• **PROVIDED ENTRIES**:
++++++++++

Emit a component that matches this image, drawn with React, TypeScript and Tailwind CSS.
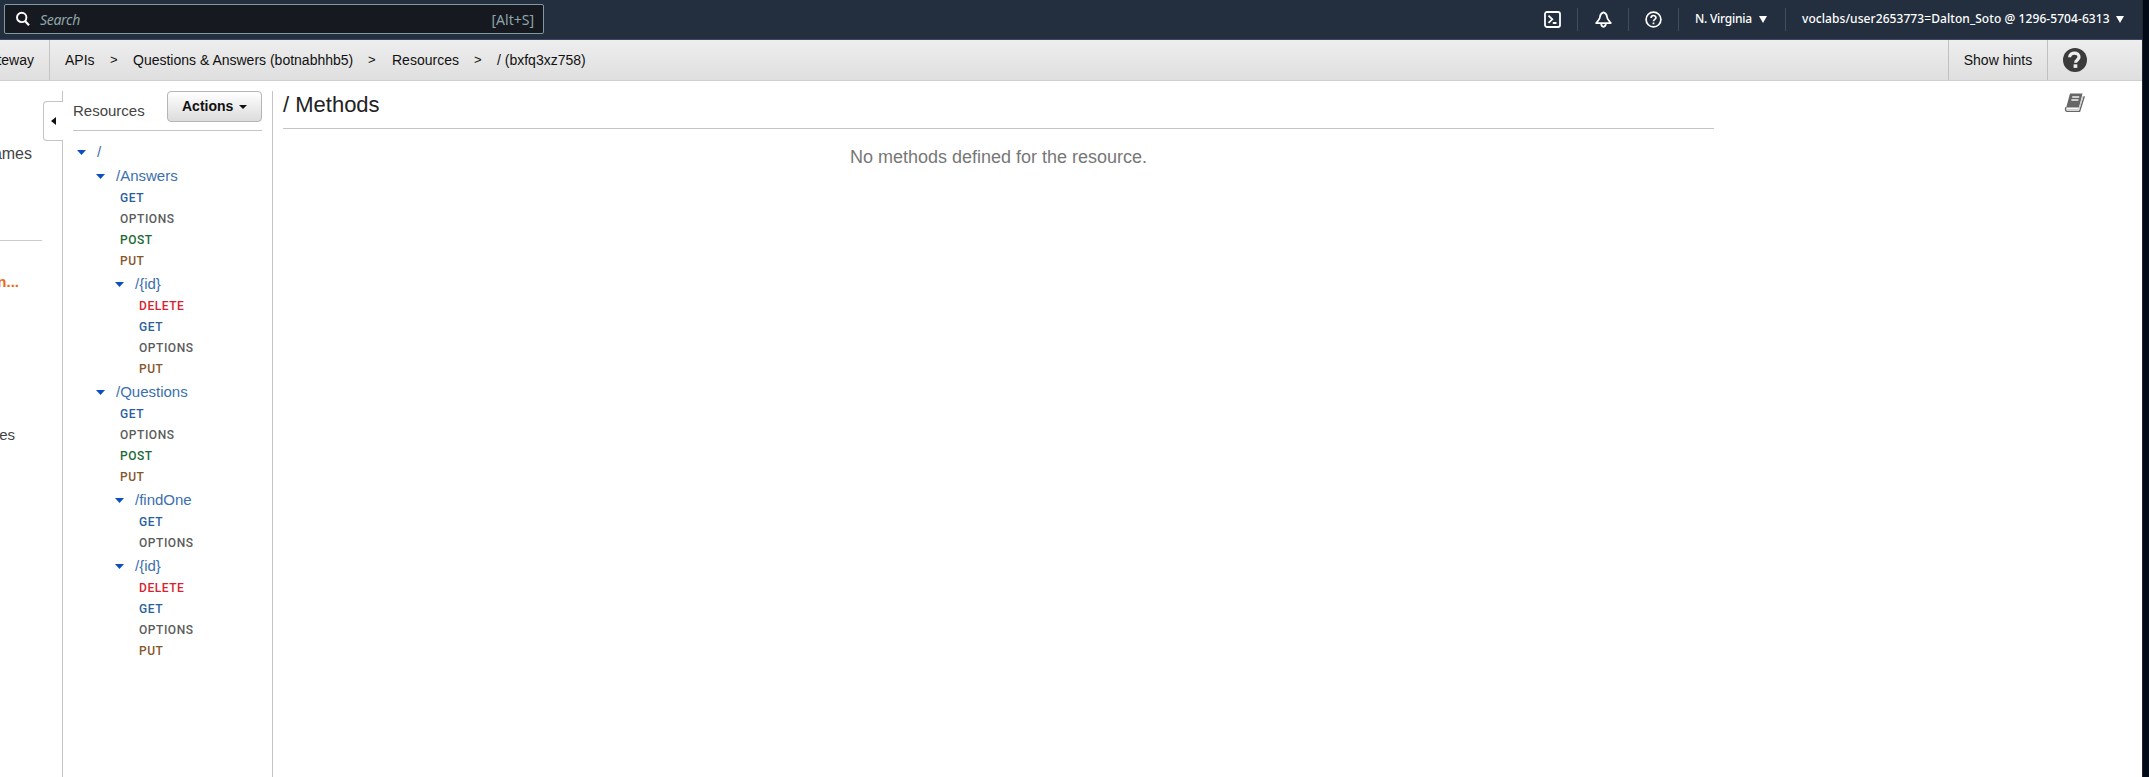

++++++++++

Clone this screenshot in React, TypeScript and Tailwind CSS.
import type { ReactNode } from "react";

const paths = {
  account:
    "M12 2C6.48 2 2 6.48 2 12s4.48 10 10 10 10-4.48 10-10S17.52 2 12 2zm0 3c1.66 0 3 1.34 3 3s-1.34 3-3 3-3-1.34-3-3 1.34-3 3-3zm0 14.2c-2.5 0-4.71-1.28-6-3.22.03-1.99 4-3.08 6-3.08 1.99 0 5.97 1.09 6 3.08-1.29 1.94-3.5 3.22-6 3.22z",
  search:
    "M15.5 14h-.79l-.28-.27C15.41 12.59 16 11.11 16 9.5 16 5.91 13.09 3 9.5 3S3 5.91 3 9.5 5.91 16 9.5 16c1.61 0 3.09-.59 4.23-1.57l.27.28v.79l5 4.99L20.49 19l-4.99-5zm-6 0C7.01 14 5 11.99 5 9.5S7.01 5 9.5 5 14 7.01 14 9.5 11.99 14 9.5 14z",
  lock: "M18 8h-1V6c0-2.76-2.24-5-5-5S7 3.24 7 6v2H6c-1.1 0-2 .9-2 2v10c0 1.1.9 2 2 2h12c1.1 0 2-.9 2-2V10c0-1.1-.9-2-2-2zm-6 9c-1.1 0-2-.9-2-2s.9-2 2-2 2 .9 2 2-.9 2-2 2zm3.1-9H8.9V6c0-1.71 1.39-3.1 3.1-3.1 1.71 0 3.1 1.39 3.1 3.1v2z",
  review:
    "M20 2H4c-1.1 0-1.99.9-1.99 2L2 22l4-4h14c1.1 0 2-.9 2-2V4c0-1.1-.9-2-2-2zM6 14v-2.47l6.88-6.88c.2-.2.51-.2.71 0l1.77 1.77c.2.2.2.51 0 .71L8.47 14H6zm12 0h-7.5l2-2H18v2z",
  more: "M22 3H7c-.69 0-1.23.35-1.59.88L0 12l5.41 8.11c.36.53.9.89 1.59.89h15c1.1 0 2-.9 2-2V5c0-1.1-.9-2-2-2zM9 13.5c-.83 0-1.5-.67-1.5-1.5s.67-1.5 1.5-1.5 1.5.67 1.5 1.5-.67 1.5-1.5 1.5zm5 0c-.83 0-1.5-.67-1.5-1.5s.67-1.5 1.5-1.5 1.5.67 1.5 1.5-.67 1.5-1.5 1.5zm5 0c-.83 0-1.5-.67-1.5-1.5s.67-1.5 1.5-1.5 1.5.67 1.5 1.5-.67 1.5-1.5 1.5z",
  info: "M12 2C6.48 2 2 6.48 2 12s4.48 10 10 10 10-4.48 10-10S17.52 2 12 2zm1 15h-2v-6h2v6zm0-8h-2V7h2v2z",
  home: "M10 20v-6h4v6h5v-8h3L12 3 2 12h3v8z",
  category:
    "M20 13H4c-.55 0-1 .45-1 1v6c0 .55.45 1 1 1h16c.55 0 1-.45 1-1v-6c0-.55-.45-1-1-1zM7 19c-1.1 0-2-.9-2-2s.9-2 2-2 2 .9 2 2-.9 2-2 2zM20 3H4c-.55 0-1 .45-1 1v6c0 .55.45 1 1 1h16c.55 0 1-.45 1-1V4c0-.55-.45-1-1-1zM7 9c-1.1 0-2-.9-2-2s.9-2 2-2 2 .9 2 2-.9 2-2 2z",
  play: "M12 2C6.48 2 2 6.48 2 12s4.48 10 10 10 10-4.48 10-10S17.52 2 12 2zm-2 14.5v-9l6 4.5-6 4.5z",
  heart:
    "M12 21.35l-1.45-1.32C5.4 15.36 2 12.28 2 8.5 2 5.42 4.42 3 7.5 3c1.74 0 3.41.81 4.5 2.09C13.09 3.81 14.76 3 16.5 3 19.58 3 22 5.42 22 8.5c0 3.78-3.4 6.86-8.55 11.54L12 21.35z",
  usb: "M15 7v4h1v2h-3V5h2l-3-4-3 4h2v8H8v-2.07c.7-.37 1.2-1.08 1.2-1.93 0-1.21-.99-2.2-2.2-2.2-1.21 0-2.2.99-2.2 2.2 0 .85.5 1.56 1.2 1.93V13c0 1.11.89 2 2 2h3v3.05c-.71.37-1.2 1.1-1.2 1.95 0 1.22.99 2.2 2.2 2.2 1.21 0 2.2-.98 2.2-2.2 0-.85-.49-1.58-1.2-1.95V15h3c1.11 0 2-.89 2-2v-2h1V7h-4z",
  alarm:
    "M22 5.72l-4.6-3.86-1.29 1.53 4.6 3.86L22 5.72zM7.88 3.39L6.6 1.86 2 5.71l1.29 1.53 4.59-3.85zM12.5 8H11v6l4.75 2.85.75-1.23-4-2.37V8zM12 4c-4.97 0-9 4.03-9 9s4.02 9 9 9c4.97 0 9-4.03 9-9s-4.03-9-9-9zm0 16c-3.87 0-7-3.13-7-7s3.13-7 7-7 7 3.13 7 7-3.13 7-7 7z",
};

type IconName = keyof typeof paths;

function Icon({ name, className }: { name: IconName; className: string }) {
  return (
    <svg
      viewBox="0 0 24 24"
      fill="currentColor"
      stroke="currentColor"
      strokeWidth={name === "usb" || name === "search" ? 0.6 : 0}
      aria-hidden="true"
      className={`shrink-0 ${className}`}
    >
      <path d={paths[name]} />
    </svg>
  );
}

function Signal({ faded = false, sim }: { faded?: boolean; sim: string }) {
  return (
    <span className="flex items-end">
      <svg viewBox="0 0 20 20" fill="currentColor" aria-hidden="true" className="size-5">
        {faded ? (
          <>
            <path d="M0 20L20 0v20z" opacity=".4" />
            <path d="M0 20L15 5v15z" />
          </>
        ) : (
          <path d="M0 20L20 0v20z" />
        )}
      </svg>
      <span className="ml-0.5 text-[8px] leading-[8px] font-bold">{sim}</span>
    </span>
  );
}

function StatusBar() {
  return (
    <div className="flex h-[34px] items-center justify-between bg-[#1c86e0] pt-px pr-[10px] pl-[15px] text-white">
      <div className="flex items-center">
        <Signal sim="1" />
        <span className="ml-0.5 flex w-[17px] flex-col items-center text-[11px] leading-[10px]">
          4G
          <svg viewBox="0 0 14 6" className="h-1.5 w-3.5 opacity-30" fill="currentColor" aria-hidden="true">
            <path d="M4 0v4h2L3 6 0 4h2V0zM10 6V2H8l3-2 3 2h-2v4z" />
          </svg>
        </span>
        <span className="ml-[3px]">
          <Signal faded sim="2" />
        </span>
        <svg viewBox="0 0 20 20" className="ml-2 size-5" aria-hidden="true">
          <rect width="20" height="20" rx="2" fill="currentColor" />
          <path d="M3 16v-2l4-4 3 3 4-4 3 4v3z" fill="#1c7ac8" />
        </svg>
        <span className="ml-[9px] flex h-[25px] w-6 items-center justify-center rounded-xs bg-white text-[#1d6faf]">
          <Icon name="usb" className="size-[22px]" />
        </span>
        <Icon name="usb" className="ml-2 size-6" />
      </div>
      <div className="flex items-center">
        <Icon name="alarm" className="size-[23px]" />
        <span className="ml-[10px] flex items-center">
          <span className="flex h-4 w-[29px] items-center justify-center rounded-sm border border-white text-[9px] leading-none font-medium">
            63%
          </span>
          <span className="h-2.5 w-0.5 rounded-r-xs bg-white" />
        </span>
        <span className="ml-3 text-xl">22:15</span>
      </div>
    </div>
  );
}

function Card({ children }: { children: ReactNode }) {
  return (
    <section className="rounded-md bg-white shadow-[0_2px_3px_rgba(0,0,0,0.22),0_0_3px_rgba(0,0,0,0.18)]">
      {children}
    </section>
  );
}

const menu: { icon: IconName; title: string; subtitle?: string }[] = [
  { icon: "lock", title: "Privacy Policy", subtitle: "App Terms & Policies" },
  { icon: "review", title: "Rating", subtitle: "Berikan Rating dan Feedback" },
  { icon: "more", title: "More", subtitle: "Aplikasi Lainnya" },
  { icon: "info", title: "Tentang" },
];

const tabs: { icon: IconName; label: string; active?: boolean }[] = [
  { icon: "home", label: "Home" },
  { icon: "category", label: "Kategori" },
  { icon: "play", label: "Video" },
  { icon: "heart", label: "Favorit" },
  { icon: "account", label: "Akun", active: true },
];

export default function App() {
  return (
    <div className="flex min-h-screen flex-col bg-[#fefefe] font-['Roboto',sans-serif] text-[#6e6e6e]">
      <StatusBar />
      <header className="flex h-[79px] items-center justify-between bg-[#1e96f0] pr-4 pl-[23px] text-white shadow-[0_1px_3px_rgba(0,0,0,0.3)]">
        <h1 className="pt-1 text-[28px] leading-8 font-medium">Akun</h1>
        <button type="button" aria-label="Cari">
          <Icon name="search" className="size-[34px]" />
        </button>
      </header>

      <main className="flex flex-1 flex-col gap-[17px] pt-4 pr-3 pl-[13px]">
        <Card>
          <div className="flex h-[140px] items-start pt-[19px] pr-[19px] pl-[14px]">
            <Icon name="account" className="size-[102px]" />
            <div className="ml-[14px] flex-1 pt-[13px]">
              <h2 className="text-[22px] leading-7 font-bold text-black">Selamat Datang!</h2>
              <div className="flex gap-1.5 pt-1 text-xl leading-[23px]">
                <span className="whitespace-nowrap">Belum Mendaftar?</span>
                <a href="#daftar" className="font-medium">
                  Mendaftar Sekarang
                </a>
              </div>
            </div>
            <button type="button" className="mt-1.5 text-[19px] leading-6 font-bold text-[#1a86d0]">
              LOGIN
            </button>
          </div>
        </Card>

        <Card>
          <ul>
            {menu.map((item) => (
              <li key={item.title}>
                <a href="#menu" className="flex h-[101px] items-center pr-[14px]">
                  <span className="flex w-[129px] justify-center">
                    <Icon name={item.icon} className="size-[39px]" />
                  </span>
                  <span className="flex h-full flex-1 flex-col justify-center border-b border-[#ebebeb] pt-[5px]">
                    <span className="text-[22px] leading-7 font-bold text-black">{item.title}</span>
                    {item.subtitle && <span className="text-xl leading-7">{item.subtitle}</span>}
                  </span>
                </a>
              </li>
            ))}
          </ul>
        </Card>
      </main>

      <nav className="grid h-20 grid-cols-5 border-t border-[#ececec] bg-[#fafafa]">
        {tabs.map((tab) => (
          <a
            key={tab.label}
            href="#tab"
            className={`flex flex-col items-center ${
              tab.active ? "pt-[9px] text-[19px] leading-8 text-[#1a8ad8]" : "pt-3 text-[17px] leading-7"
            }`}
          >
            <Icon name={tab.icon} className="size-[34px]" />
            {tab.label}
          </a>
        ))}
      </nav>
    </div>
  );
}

++++++++++

• **WHAT IS EXPECTED**:
From the material above, count the lines that include "TypeScript" and give only the total.

• **FULL ANSWER**:
2